Unsere Helden in grün (zumindest diejenigen, die das Vereinsdress tragen) laufen diese vier Runden und treffen nach und nach im Ziel ein. Dort wird einander fleissig gratuliert, den einen oder anderen Schwatz gehalten und viel gelacht. Diese Stimmung findet man nach dem Auslaufen auch in der Garderobe vor: Lauter fröhliche Gesichter. Es fallen gar Kommentare wie: „Da isch ez würkli eifach geil gsi!“
Krass; wir sind alle zufrieden, und irgendwie spielen hier die Resultate gerade eine untergeordnete Rolle. Vielleicht sind wir uns alle einfach bewusst, dass für dieses Jahr eigentlich alles vorbei ist. Für mich stimmt dies zumindest – ich wollte keinen Podestplatz, ich wollte nur noch einmal einen Lauf laufen und ich tat es. Einmal keinen Leistungsdruck, einmal einfach zufrieden sein, nicht an sich zweifeln, einfach laufen ohne grosse Analyse nachher – nein, einfach laufen und geniessen.
Laufen und geniessen! Nicht oft, dass ich mir dies vornehme, nein, wirklich nicht oft; selten wäre hier die passendste Formulierung, obwohl auch das vielleicht noch ein wenig zu schwach wäre. In Eschlikon jedenfalls habe ich es getan. Dass ich gelaufen bin trifft auch auf die anderen Läufe zu, aber habe ich dort auch genossen? Habe ich dort wirklich die Intention gehabt, dass ich auch geniessen möchte?
Ich denke lange über die Antwort nach und kann sie trotzdem nicht finden – das ist vermutlich Antwort genug.

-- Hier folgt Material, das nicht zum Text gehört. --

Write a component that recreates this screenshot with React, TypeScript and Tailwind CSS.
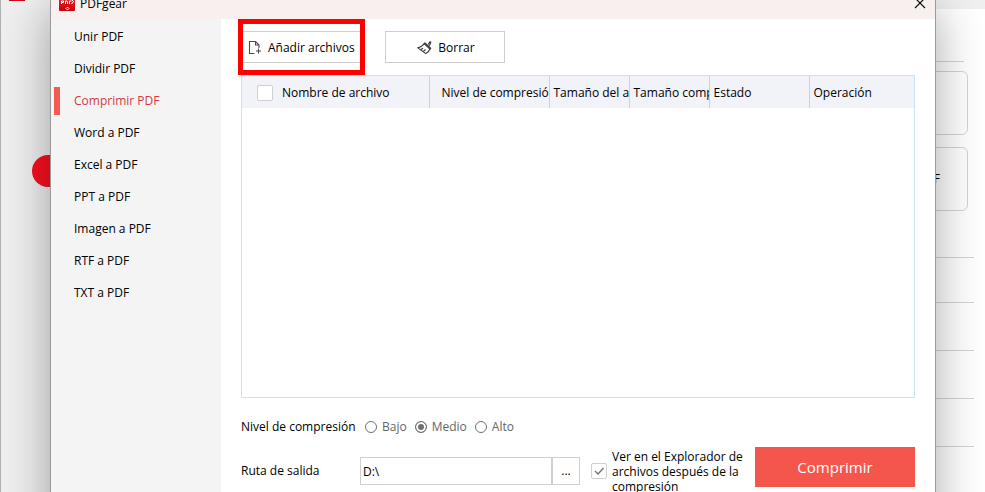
import { useState } from "react";

const tools = [
  "Unir PDF",
  "Dividir PDF",
  "Comprimir PDF",
  "Word a PDF",
  "Excel a PDF",
  "PPT a PDF",
  "Imagen a PDF",
  "RTF a PDF",
  "TXT a PDF",
];

const levels = ["Bajo", "Medio", "Alto"];

function Logo({ className }: { className: string }) {
  return (
    <svg viewBox="0 0 16 16" className={className} aria-hidden="true">
      <defs>
        <linearGradient id="logo-red" x1="0" y1="0" x2="0" y2="1">
          <stop offset="0" stopColor="#f52a32" />
          <stop offset="1" stopColor="#c8000a" />
        </linearGradient>
      </defs>
      <rect width="16" height="16" rx="1" fill="url(#logo-red)" />
      <path d="M2.5 9V6h2v1.5h-2M6.500 9V6H8l.5 1v2M10.500 9V6h2M13 5l1.500 1.500L12.500 9" fill="none" stroke="#fff" strokeWidth="1" />
      <path d="M8.500 12l1.500 1.500L8.500 15 7 13.500z" fill="none" stroke="#fff" strokeWidth="0.900" />
    </svg>
  );
}

function AddFileIcon() {
  return (
    <svg width="14" height="14" viewBox="0 0 14 14" fill="none" stroke="#4a4a4a" strokeWidth="1.1" aria-hidden="true">
      <path d="M6.500 12.500h-5v-12h6l3.500 3.500v3" />
      <path d="M7.500 .5V4H11" />
      <path d="M10.500 7.500v5M8 10h5" />
    </svg>
  );
}

function BrushIcon() {
  return (
    <svg width="15" height="15" viewBox="0 0 15 15" fill="none" stroke="#333" strokeWidth="1.100" strokeLinejoin="round" aria-hidden="true">
      <path d="M11.300 4.600l1.500-2.900 1 .6-1.400 3.500" />
      <path d="M8 2.800l5.700 5.300-.6 1-6.100-5.400z" />
      <path d="M7.200 3.900C5.500 5.900 3.200 7.300.8 7.900l8 5.700c1.900-.7 3.300-2.400 4.100-4.600" />
      <path d="M3.600 9.800L6 8.200M6.200 11.700L8.500 9.500" />
    </svg>
  );
}

function Backdrop() {
  return (
    <div className="flex min-h-screen flex-col border-l border-[#b0b0b0] bg-white">
      <div className="h-[9px] shrink-0 bg-[#f0f0f0]">
        <div className="ml-2 h-px w-4 bg-[#d00010]" />
      </div>
      <div className="flex flex-1">
        <div className="w-[200px] bg-[#efefef] pt-[146px] pl-[31px]">
          <div className="h-8 w-[120px] rounded-full bg-[#fa0f1e]" />
        </div>
        <div className="flex flex-1 flex-col items-end pt-[52px]">
          <div className="mr-[21px] w-full max-w-[200px] border-t border-[#d4d4d4]" />
          <div className="mt-[9px] mr-[17px] h-16 w-[200px] rounded-md border border-[#d4d4d4]" />
          <div className="mt-3 mr-[17px] flex h-16 w-[200px] items-center justify-end rounded-md border border-[#d4d4d4] pr-[27px] text-xs text-black">
            PDF
          </div>
          <div className="mt-[46px] mr-[11px] h-[45px] w-[200px] border-t border-[#d4d4d4]" />
          {[0, 1, 2, 3].map((row) => (
            <div key={row} className="mr-[11px] h-12 w-[200px] border-t border-[#d4d4d4]" />
          ))}
        </div>
      </div>
    </div>
  );
}

export default function App() {
  const [active, setActive] = useState("Comprimir PDF");
  const [level, setLevel] = useState("Medio");
  const [path, setPath] = useState("D:\\");

  return (
    <div className="relative h-screen overflow-hidden font-['Open_Sans',sans-serif] text-xs text-black">
      <Backdrop />

      {/* Converter window */}
      <div className="absolute top-0 right-[49px] -bottom-16 left-[50px] flex flex-col border-x border-[#9a9a9a] bg-white shadow-[0_8px_44px_rgba(0,0,0,0.34)]">
        <header className="flex h-[19px] shrink-0 items-end justify-between bg-[#f8f0ef] pr-[9px] pl-2">
          <div className="mb-2 flex items-end gap-[5px]">
            <Logo className="h-4 w-4" />
            <span className="leading-[14px]">PDFgear</span>
          </div>
          <button aria-label="Cerrar" className="mb-[10px]">
            <svg width="12" height="12" viewBox="0 0 12 12" stroke="#111" strokeWidth="1.200" aria-hidden="true">
              <path d="M1 1l10 10M11 1L1 11" />
            </svg>
          </button>
        </header>

        <div className="flex min-h-0 flex-1">
          <nav className="flex w-[170px] shrink-0 flex-col bg-[#f4f4f4] pt-[2px] pl-[3px]">
            {tools.map((tool) => (
              <button
                key={tool}
                onClick={() => setActive(tool)}
                className={`flex h-8 items-center gap-[14px] text-left ${tool === active ? "text-[#d13b40]" : ""}`}
              >
                <span className={`h-7 w-[6px] ${tool === active ? "bg-[#f55a50]" : ""}`} />
                {tool}
              </button>
            ))}
          </nav>

          <main className="flex min-w-0 flex-1 flex-col px-5">
            <div className="flex shrink-0 items-center gap-5">
              <div className="-ml-[3px] border-[5px] border-[#fe0000] py-[7px]">
                <button className="flex h-8 w-[117px] items-center gap-[6px] border-y border-[#cfcfcf] pt-px pl-[5px] whitespace-nowrap">
                  <AddFileIcon />
                  Añadir archivos
                </button>
              </div>
              <button className="flex h-8 w-[120px] items-center justify-center gap-[6px] border border-[#cfcfcf] pt-px pl-[2px]">
                <BrushIcon />
                Borrar
              </button>
            </div>

            <div className="h-[323px] shrink-0 border border-[#c8e4fa]">
              <table className="w-full table-fixed text-left">
                <thead className="bg-[#f2f3f8]">
                  <tr className="h-8 [&>th]:overflow-hidden [&>th]:border-r [&>th]:border-[#cfd0d4] [&>th]:p-0 [&>th]:pt-px [&>th]:pl-1 [&>th]:font-normal [&>th]:whitespace-nowrap [&>th:last-child]:border-r-0">
                    <th className="w-[187px]">
                      <label className="flex items-center gap-[9px] pl-[11px]">
                        <input type="checkbox" className="h-4 w-4 appearance-none rounded-xs border border-[#d0d0d4] bg-white" />
                        Nombre de archivo
                      </label>
                    </th>
                    <th className="w-[120px]">
                      <span className="pl-2">Nivel de compresión</span>
                    </th>
                    <th className="w-20">Tamaño del ar</th>
                    <th className="w-20">Tamaño comp</th>
                    <th className="w-[100px]">Estado</th>
                    <th>Operación</th>
                  </tr>
                </thead>
              </table>
            </div>

            <fieldset className="mt-[21px] flex h-[18px] shrink-0 items-center">
              <legend className="float-left w-[124px]">Nivel de compresión</legend>
              <div className="flex gap-2 text-[#666]">
                {levels.map((name) => (
                  <label key={name} className="flex items-center gap-[5px]">
                    <input
                      type="radio"
                      name="level"
                      checked={level === name}
                      onChange={() => setLevel(name)}
                      className="h-3 w-3 appearance-none rounded-full border border-[#707070] bg-white checked:bg-[#707070] checked:shadow-[inset_0_0_0_2px_#fff]"
                    />
                    {name}
                  </label>
                ))}
              </div>
            </fieldset>

            <div className="mt-[10px] flex shrink-0 items-center">
              <label htmlFor="output" className="w-[119px]">
                Ruta de salida
              </label>
              <input
                id="output"
                value={path}
                onChange={(e) => setPath(e.target.value)}
                className="h-7 w-[192px] border border-[#cfcfcf] bg-white pl-[2px]"
              />
              <button aria-label="Examinar" className="h-7 w-7 border border-[#cfcfcf]">
                ...
              </button>
              <label className="ml-[11px] flex w-[160px] items-center gap-[5px]">
                <span className="relative flex h-4 w-4 shrink-0">
                  <input type="checkbox" defaultChecked className="peer h-4 w-4 appearance-none rounded-xs border border-[#cfcfd4] bg-white" />
                  <svg viewBox="0 0 16 16" className="pointer-events-none absolute inset-0 hidden peer-checked:block" fill="none" stroke="#707070" strokeWidth="1.300" aria-hidden="true">
                    <path d="M4 8l3 3 5.500-6" />
                  </svg>
                </span>
                <span className="leading-[15px]">Ver en el Explorador de archivos después de la compresión</span>
              </label>
              <button className="mb-2 ml-auto h-10 w-[160px] bg-[#f5564c] text-[15px] text-white">Comprimir</button>
            </div>
          </main>
        </div>
      </div>
    </div>
  );
}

Viele Läufer bezeichnen das Laufen als Medizin, doch was für eine Medizin? Medizin, die man zum Leben braucht, oder Medizin, die einem das Leben vereinfacht? Wieso macht man sich von etwas abhängig, identifiziert sich über etwas? Wieso nicht einfach das Laufen als Passion sehen, doch sehen, dass es noch anderes gibt? Nein, nicht Beruf! Beruf ist genau der gleiche Schwachsinn! Einfach etwas anderes, etwas, wo man weder Druck noch Stress oder alles andere, das einem innerlich auffrisst, verspürt. Etwas, wo man im Moment ist und nicht ständig zu weit voraus denkt. Einfach einmal im Moment leben, ein so dummer Spruch, der aber irgendwie doch stimmt.
Das Laufen lockerer nehmen, nicht vom Umfang her, aber mental: Ein guter Vorsatz für ein neues Jahr, aber ich werde mir dies aber nicht vornehmen – nicht vornehmen, weil ich mir sonst einen Druck mache, ich müsse meinen Vorsatz einhalten.

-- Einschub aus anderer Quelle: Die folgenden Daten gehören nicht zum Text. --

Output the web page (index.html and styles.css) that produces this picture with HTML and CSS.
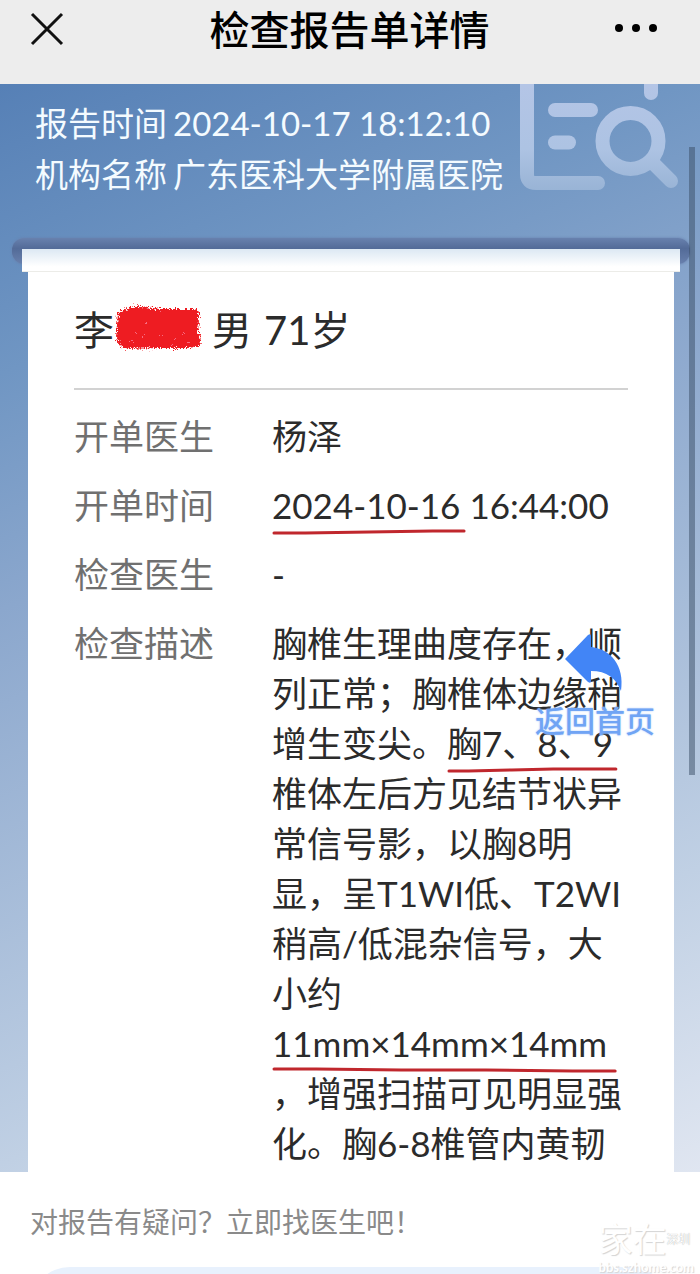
FILE: index.html
```html
<!DOCTYPE html>
<html lang="zh-CN">
<head>
<meta charset="UTF-8">
<meta name="viewport" content="width=device-width,initial-scale=1">
<title>检查报告单详情</title>
<link rel="stylesheet" href="styles.css">
</head>
<body>
<div class="app">
  <header class="navbar">
    <button class="navBtn" aria-label="关闭">
      <svg width="34" height="34" viewBox="0 0 34 34"><path d="M2 2L32 32M32 2L2 32" stroke="#111" stroke-width="3" fill="none"/></svg>
    </button>
    <h1>检查报告单详情</h1>
    <button class="navBtn navMore" aria-label="更多">
      <svg width="42" height="34" viewBox="0 0 42 34"><circle cx="4" cy="16" r="4"/><circle cx="21" cy="16" r="4"/><circle cx="38" cy="16" r="4"/></svg>
    </button>
  </header>

  <main class="report">
    <svg class="reportIcon" width="160" height="108" viewBox="0 0 160 108">
      <defs>
        <linearGradient id="iconFill" gradientUnits="userSpaceOnUse" x1="0" y1="0" x2="0" y2="108">
          <stop offset="0" stop-color="#b4c5e6"/>
          <stop offset="0.6" stop-color="#adc3e3"/>
          <stop offset="1" stop-color="#98b3d5"/>
        </linearGradient>
      </defs>
      <g fill="none" stroke="url(#iconFill)" stroke-width="14" stroke-linecap="round">
        <path d="M7 -10V90Q7 99 16 99H78"/>
        <path d="M35 26H71"/>
        <path d="M35 58.5H49"/>
        <path d="M131 -10V9"/>
        <circle cx="110.500" cy="57" r="28"/>
        <path d="M132 78L151 97"/>
      </g>
    </svg>

    <div class="reportInfo">
      <p><span>报告时间</span><span>2024-10-17 18:12:10</span></p>
      <p><span>机构名称</span><span>广东医科大学附属医院</span></p>
    </div>

    <div class="slot"><div class="paperTop"></div></div>

    <section class="card">
      <h2 class="patient">
        <span>李</span>
        <svg class="redact" width="92" height="50" viewBox="0 0 92 50">
          <defs>
            <filter id="rough" x="-5%" y="-10%" width="110%" height="120%">
              <feTurbulence type="fractalNoise" baseFrequency="0.7" numOctaves="2" seed="4" result="noise"/>
              <feDisplacementMap in="SourceGraphic" in2="noise" scale="9" xChannelSelector="R" yChannelSelector="G"/>
            </filter>
          </defs>
          <g filter="url(#rough)">
            <path d="M6 10Q16 4 28 3L46 6L84 6Q88 8 87 16L86 30Q91 36 87 43L76 45H46L14 46Q5 42 4 34Z" fill="#ee1c24"/>
            <path d="M24 29h1M30 34h1M42 38h1M49 32h1M62 36h1M72 30h1M76 39h1M34 20h1M47 8h1M36 7h1M20 38h1M60 42h1" stroke="#fbd" stroke-width="1"/>
          </g>
        </svg>
        <span>男</span>
        <span>71岁</span>
      </h2>

      <dl class="fields">
        <dt>开单医生</dt>
        <dd>杨泽</dd>
        <dt>开单时间</dt>
        <dd><span class="marked">2024-10-16<svg class="mark" viewBox="0 0 198 6" preserveAspectRatio="none"><path d="M2 4L34 4L99 3L164 2L196 2"/></svg></span> 16:44:00</dd>
        <dt>检查医生</dt>
        <dd>-</dd>
        <dt>检查描述</dt>
        <dd class="desc">胸椎生理曲度存在，顺<br>列正常；胸椎体边缘稍<br>增生变尖。<span class="marked">胸7、8、9<svg class="mark" viewBox="0 0 174 6" preserveAspectRatio="none"><path d="M2 4L22 4L66 3L108 2L172 2"/></svg></span><br>椎体左后方见结节状异<br>常信号影，以胸8明<br>显，呈T1WI低、T2WI<br>稍高/低混杂信号，大<br>小约<br><span class="marked">11mm×14mm×14mm<svg class="mark" viewBox="0 0 342 6" preserveAspectRatio="none"><path d="M2 2L44 2L128 3L212 3L298 4L340 4"/></svg></span><br>，增强扫描可见明显强<br>化。胸6-8椎管内黄韧</dd>
      </dl>
    </section>

    <a class="backHome" href="#">
      <svg width="60" height="62" viewBox="0 0 60 62"><path d="M0 29L23 5Q26 3 26 6V17C45 19 60 35 56 61C51 48 42 41 26 41V51Q26 54 23 52Z" fill="#4285f6"/></svg>
      <span>返回首页</span>
    </a>
    <div class="scrollThumb"></div>
  </main>

  <footer class="ask">
    <p>对报告有疑问？立即找医生吧！</p>
    <button class="askBtn" aria-label="找医生"></button>
    <div class="watermark">
      <div class="wmName">家在<small>深圳</small></div>
      <div class="wmUrl">bbs.szhome.com</div>
    </div>
  </footer>
</div>
</body>
</html>
```

FILE: styles.css
```css
* {
  box-sizing: border-box;
}

body {
  margin: 0;
  font-family: Lato, "Noto Sans CJK SC", sans-serif;
  color: #2b2b2b;
  background: white;
}

h1, h2, p, dl, dd {
  margin: 0;
  font-weight: normal;
}

button {
  border: none;
  padding: 0;
  background: none;
  cursor: pointer;
}

.app {
  display: flex;
  flex-direction: column;
  height: 100vh;
  overflow: hidden;
}

/* Top bar */
.navbar {
  display: grid;
  grid-template-columns: 1fr auto 1fr;
  align-items: start;
  height: 84px;
  flex-shrink: 0;
  padding: 1px 43px 0 30px;
  background: #ededed;
}
.navbar h1 {
  padding-left: 12px;
  font-size: 40px;
  line-height: 58px;
  font-weight: 500;
  color: black;
}
.navBtn {
  display: flex;
  align-items: center;
  height: 56px;
}
.navMore {
  justify-self: end;
}

/* Blue report area */
.report {
  position: relative;
  flex: 1;
  min-height: 0;
  overflow: hidden;
  background: linear-gradient(157deg, #5680b6, #7096c3 21%, #8ba7cd 38%, #c0d0e4 78%, #e0e6f1);
}
.reportIcon {
  position: absolute;
  top: 0;
  right: 20px;
}
.reportInfo {
  position: relative;
  padding: 14px 35px 0;
  font-size: 33px;
  line-height: 51px;
  color: #f4fbff;
}
.reportInfo p {
  display: flex;
  gap: 6px;
}

/* Slot the paper comes out of */
.slot {
  height: 26px;
  margin: 38px 10px 0 12px;
  padding: 11px 10px 0;
  border-radius: 12px;
  background: linear-gradient(#6881ae, #536b98 40%, #6880ad);
  box-shadow: 0 0 3px #6881ae;
}
.paperTop {
  height: 23px;
  background: linear-gradient(#dce8f3, white 80%);
  border-bottom: 1px solid #ecece8;
}

.card {
  margin: 8px 26px 0 28px;
  padding: 28px 46px 40px;
  background: white;
}
.patient {
  display: flex;
  align-items: center;
  font-size: 40px;
  line-height: 60px;
  padding-bottom: 28px;
  border-bottom: 2px solid #d2d2d2;
}
.redact {
  margin: -4px 8px 0 -2px;
}
.patient span:last-child {
  margin-left: 12px;
}

.fields {
  display: grid;
  grid-template-columns: auto 1fr;
  column-gap: 58px;
  row-gap: 19px;
  padding-top: 21px;
  font-size: 35px;
  line-height: 50px;
  white-space: nowrap;
}
.fields dt {
  color: #707070;
}

/* Red pen lines */
.marked {
  position: relative;
}
.mark {
  position: absolute;
  left: 0;
  bottom: -9px;
  width: 103%;
  height: 6px;
}
.mark path {
  fill: none;
  stroke: #c0272d;
  stroke-width: 3;
  stroke-linecap: round;
}

.backHome {
  position: absolute;
  top: 546px;
  right: 45px;
  display: flex;
  flex-direction: column;
  align-items: center;
  gap: 6px;
  font-size: 30px;
  line-height: 44px;
  font-weight: 500;
  text-decoration: none;
  color: #70a4f4;
  text-shadow: 0 0 2px #a8c8fa;
}
.scrollThumb {
  position: absolute;
  top: 63px;
  right: 5px;
  width: 6px;
  height: 628px;
  background: rgba(55, 75, 100, 0.5);
}

/* Bottom bar */
.ask {
  position: relative;
  flex-shrink: 0;
  height: 102px;
  overflow: hidden;
  padding: 29px 30px 0;
  background: white;
}
.ask p {
  font-size: 28px;
  line-height: 42px;
  color: #8a8a8a;
}
.askBtn {
  display: block;
  width: 100%;
  height: 80px;
  margin-top: 24px;
  border-radius: 40px;
  background: #e8f1fd;
}
.watermark {
  position: absolute;
  right: 6px;
  bottom: 0;
  color: white;
  text-shadow: 1px 1px 1px #d4d4d4;
}
.wmName {
  font-size: 34px;
  line-height: 40px;
}
.wmName small {
  font-size: 12px;
  vertical-align: 8px;
  text-shadow: 0 0 1px #999;
}
.wmUrl {
  font-size: 13px;
  line-height: 14px;
  font-weight: bold;
}
```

Ja lieber Leser, der Diskurs hat sich hier gerade sehr stark verschoben und ist sehr persönlich geworden, sorry dafür.
Also wieder zurück zu dem, worum es ursprünglich einmal ging: Den Silvesterlauf in Eschlikon und die LSV’ler, die daran teilnahmen. Alle waren erfolgreich und würden sich als zufrieden bezeichen. In Resultaten (die eigentlich nicht wichtig sind, weil wir für uns teilnahmen und eigentlich nur laufen wollten) bedeutet dies:
- Andrin Jacomet 24:37 (3. U20m)
- Nicole Lohri 25:55 (2. F40)
- Philipp Lohri 27:38 (10. M50)
- Christoph Lippuner 27:41 (12. M50)
- Sämi Schmid 28:37 (2. M60)
- Andreas Portner 29:09 (14. M50)
Hier noch der Link zur vollständigen Rangliste.
Das Jahr endet demnächst und so auch dieser Bericht, der vielleicht nicht ganz der konventionellen LSV-Art entsprach.
Merci allen LSV’lern, die mich immer wieder anfeuern, mir gratulieren und mich motivieren – das ist wirklich wertvoll!
Einen guten Rutsch und bis bald in neuer Frische!